5.1.3: Creating Valid SGML Documents

How you create SGML documents will be greatly influenced by the aims of your project, the materials you are working with, and the resources available to you. For the purposes of this discussion, let us start by assuming that you have a collection of existing non-electronic materials which you wish to turn into some sort of electronic edition.

If you have worked your way through the chapter on document analysis (Chapter 2), then you will know what features of the source material are important to you, and what you will want to be able to encode with your markup. Similarly, if you have considered the options discussed in the chapter on digitization (Chapter 3), you will have some idea of the type of electronic files with which you will be starting to work. Essentially, if you have chosen to OCR the material yourself, you will be using ‘clear’ or ‘plain ASCII’ text files, which will need to undergo some sort of editing or translation as part of the markup process. Alternatively, if the material has been re-keyed, then you will either have electronic text files which already contain some basic markup, or you will also have plain ASCII text files.

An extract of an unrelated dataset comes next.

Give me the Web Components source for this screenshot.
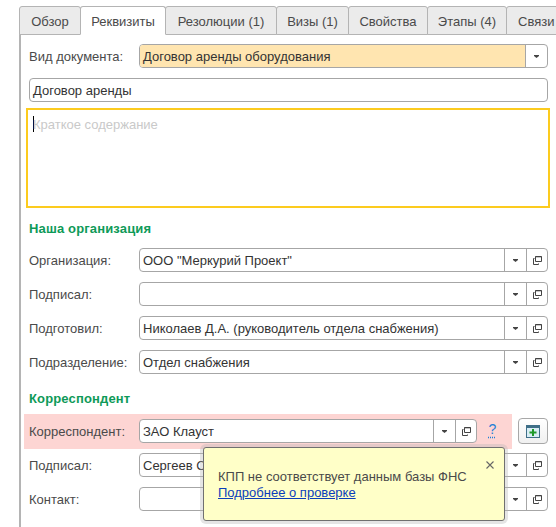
<!DOCTYPE html>
<html lang="ru">
<head>
<meta charset="utf-8">
<title>Реквизиты</title>
<style>
	html, body { margin: 0; height: 100%; background: #fff; overflow: hidden; }
	body { font: 13px "Liberation Sans", Arial, sans-serif; color: #333; }
</style>
</head>
<body>
<doc-form></doc-form>
<script>
// Вкладка
class DocTab extends HTMLElement {
	constructor() {
		super();
		this.attachShadow({ mode: 'open' });
		this.shadowRoot.innerHTML = `
			<style>
				:host {
					display: block;
					flex: none;
					box-sizing: border-box;
					height: 29px;
					margin-right: -1px;
					padding: 7px 0 0;
					text-align: center;
					font-size: 13px;
					line-height: 16px;
					color: #4a4a4a;
					white-space: nowrap;
					background: #ebebeb;
					border: 1px solid #b4b4b4;
					border-radius: 3px 3px 0 0;
				}
				:host([active]) {
					background: #fff;
					border-bottom-color: #fff;
					position: relative;
					z-index: 1;
				}
			</style>
			<slot></slot>
		`;
	}
}

// Заголовок раздела
class DocSection extends HTMLElement {
	constructor() {
		super();
		this.attachShadow({ mode: 'open' });
		this.shadowRoot.innerHTML = `
			<style>
				:host {
					display: block;
					height: 16px;
					line-height: 18px;
					font-weight: bold;
					font-size: 13px;
					letter-spacing: .15px;
					color: #0e9a58;
				}
			</style>
			<slot></slot>
		`;
	}
}

// Поле ввода с кнопками
class DocInput extends HTMLElement {
	constructor() {
		super();
		this.attachShadow({ mode: 'open' });
		const botones = this.getAttribute('buttons') || '';
		let extra = '';
		if (botones.includes('d')) extra += `<span class="btn"><svg width="5" height="3" viewBox="0 0 5 3"><path d="M0 0h5v1L2.500 3 0 1z" fill="#444"/></svg></span>`;
		if (botones.includes('o')) extra += `<span class="btn"><svg width="9" height="9" viewBox="0 0 9 9" fill="none" stroke="#444"><path d="M2.500 5.500V.5h6v5z"/><path d="M2.500.8h6" /><path d="M1.500 2.500H.5v6h5V7.500"/></svg></span>`;
		this.shadowRoot.innerHTML = `
			<style>
				:host {
					display: flex;
					flex: 1;
					min-width: 0;
					box-sizing: border-box;
					height: 24px;
					background: #fff;
					border: 1px solid #a6a6a6;
					border-radius: 4px;
					overflow: hidden;
				}
				.val {
					flex: 1;
					min-width: 0;
					padding: 1px 3px 0;
					line-height: 21px;
					font-size: 13px;
					color: #333;
					white-space: nowrap;
					overflow: hidden;
				}
				:host([highlight]) .val { background: #ffe5b0; }
				.btn {
					flex: none;
					width: 21px;
					border-left: 1px solid #a6a6a6;
					display: flex;
					align-items: center;
					justify-content: center;
				}
				.btn + .btn { width: 20px; }
			</style>
			<div class="val"><slot></slot></div>
			${extra}
		`;
	}
}

// Fila: etiqueta + campo
class DocRow extends HTMLElement {
	constructor() {
		super();
		this.attachShadow({ mode: 'open' });
		this.shadowRoot.innerHTML = `
			<style>
				:host {
					display: flex;
					height: 24px;
				}
				.label {
					flex: none;
					width: 110px;
					padding-top: 2px;
					font-size: 13px;
					line-height: 21px;
					color: #4a4a4a;
					white-space: nowrap;
				}
			</style>
			<span class="label"><slot name="label"></slot></span>
			<slot></slot>
		`;
	}
}

// Всплывающая подсказка
class DocPopup extends HTMLElement {
	constructor() {
		super();
		this.attachShadow({ mode: 'open' });
		this.shadowRoot.innerHTML = `
			<style>
				:host {
					display: block;
					position: absolute;
					left: 203px;
					top: 447px;
					width: 302px;
					height: 74px;
					box-sizing: border-box;
					padding: 21px 14px 0;
					background: #ffffc8;
					border: 1px solid #707070;
					border-radius: 3px;
					box-shadow: 0 0 0 3px rgba(180,180,180,.35);
					font-size: 13px;
					line-height: 16px;
					color: #4a4a4a;
					z-index: 5;
				}
				svg { position: absolute; right: 10px; top: 13px; }
			</style>
			<svg width="8" height="8" viewBox="0 0 8 8" stroke="#666" stroke-width="1.1"><path d="M.5.5l7 7M7.500.5l-7 7"/></svg>
			<slot></slot>
		`;
	}
}

// Formulario completo
class DocForm extends HTMLElement {
	constructor() {
		super();
		this.attachShadow({ mode: 'open' });
		this.shadowRoot.innerHTML = `
			<style>
				:host {
					display: block;
					height: 527px;
					box-sizing: border-box;
					padding: 6px 0 0 19px;
					overflow: hidden;
					position: relative;
				}
				.tabs { display: flex; height: 28px; }
				.panel {
					box-sizing: border-box;
					height: 493px;
					border-top: 1px solid #b4b4b4;
					border-left: 2px solid #b4b4b4;
					padding: 9px 8px 0 8px;
				}
				.memo {
					box-sizing: border-box;
					height: 100px;
					margin: 6px -2px 0 -3px;
					padding: 6px 5px;
					border: 2px solid #fccb1e;
					font-size: 13px;
					line-height: 18px;
					color: #c9c9c9;
				}
				.memo i { display: inline-block; width: 1px; height: 16px; background: #000; vertical-align: top; margin-right: -1px; }
				.gap10 { margin-top: 10px; }
				.head { margin-top: 12px; margin-bottom: 12px; }
				.band {
					display: flex;
					align-items: flex-start;
					gap: 6px;
					margin-top: 8px;
				}
				.pink {
					flex: 1;
					display: flex;
					box-sizing: border-box;
					height: 35px;
					margin-left: -5px;
					padding: 5px 0 0 5px;
					background: #fdd5d3;
				}
				.pink doc-row { flex: 1; }
				.q {
					flex: none;
					box-sizing: border-box;
					width: 35px;
					padding: 2px 4px 0 0;
					text-align: center;
					font-size: 14px;
					color: #1f7fd6;
					text-decoration: underline dotted;
					text-underline-offset: 3px;
				}
				.add {
					flex: none;
					box-sizing: border-box;
					width: 30px;
					height: 26px;
					margin-top: 4px;
					border: 1px solid #a8a8a8;
					border-radius: 4px;
					background: linear-gradient(#fff, #f0f0f0);
					display: flex;
					align-items: center;
					justify-content: center;
				}
				a { color: #0a3dbb; text-decoration: underline; }
				.row-after { margin-top: 4px; }
			</style>
			<div class="tabs">
				<doc-tab style="width:62px">Обзор</doc-tab>
				<doc-tab active style="width:86px">Реквизиты</doc-tab>
				<doc-tab style="width:112px">Резолюции (1)</doc-tab>
				<doc-tab style="width:73px">Визы (1)</doc-tab>
				<doc-tab style="width:80px">Свойства</doc-tab>
				<doc-tab style="width:80px">Этапы (4)</doc-tab>
				<doc-tab style="width:70px;text-align:left;padding-left:11px">Связи</doc-tab>
			</div>
			<div class="panel">
				<doc-row><span slot="label">Вид документа:</span><doc-input highlight buttons="d">Договор аренды оборудования</doc-input></doc-row>
				<doc-row class="gap10"><doc-input style="margin-left:-110px">Договор аренды</doc-input></doc-row>
				<div class="memo"><i></i>Краткое содержание</div>

				<doc-section class="head">Наша организация</doc-section>
				<doc-row><span slot="label">Организация:</span><doc-input buttons="do">ООО "Меркурий Проект"</doc-input></doc-row>
				<doc-row class="gap10"><span slot="label">Подписал:</span><doc-input buttons="do"></doc-input></doc-row>
				<doc-row class="gap10"><span slot="label">Подготовил:</span><doc-input buttons="do">Николаев Д.А. (руководитель отдела снабжения)</doc-input></doc-row>
				<doc-row class="gap10"><span slot="label">Подразделение:</span><doc-input buttons="do">Отдел снабжения</doc-input></doc-row>

				<doc-section class="head" style="margin-top:16px;margin-bottom:0">Корреспондент</doc-section>
				<div class="band">
					<div class="pink">
						<doc-row><span slot="label">Корреспондент:</span><doc-input buttons="do">ЗАО Клауст</doc-input></doc-row>
						<span class="q">?</span>
					</div>
					<span class="add">
						<svg width="14" height="13" viewBox="0 0 14 13">
							<rect x=".5" y=".5" width="13" height="12" fill="#d9edf5" stroke="#3f6f88"/>
							<rect x="1" y="1" width="12" height="2" fill="#3f6f88"/>
							<path d="M6 4h2v2.500h2.500v2H8V11H6V8.500H3.500v-2H6z" fill="#1f9a2a"/>
						</svg>
					</span>
				</div>
				<doc-row class="row-after"><span slot="label">Подписал:</span><doc-input buttons="do">Сергеев С.</doc-input></doc-row>
				<doc-row class="gap10"><span slot="label">Контакт:</span><doc-input buttons="do"></doc-input></doc-row>
			</div>
			<doc-popup>КПП не соответствует данным базы ФНС<br><a href="#">Подробнее о проверке</a></doc-popup>
		`;
	}
}

customElements.define('doc-tab', DocTab);
customElements.define('doc-section', DocSection);
customElements.define('doc-input', DocInput);
customElements.define('doc-row', DocRow);
customElements.define('doc-popup', DocPopup);
customElements.define('doc-form', DocForm);
</script>
</body>
</html>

Having identified the features you wish to encode, you will need to find a DTD which meets your requirements. Rather than trying to write your own DTD from scratch, it is usually worthwhile investing some time to look around for existing public DTDs which you might be able to adopt, extend, or adapt to suit your particular purposes. There are many DTDs available in the public domain, or made freely available for others to use (e.g. see The SGML/XML Web Page (http://www.oasis-open.org/cover/), but even if none of these match your needs, some may be worth investigating to see how others have tackled common problems. Although there are some tools available which are designed to facilitate the process of DTD-authoring, they are probably only worth buying if you intend to be doing a great deal of work with DTDs, and they can never compensate for poor document analysis. However, if you are working with literary or linguistic materials, you should take the time to familiarize yourself with the work of the Text Encoding Initative (see 5.2: The Text Encoding Initiative and TEI Guidelines), and think very carefully before rejecting use of their DTD.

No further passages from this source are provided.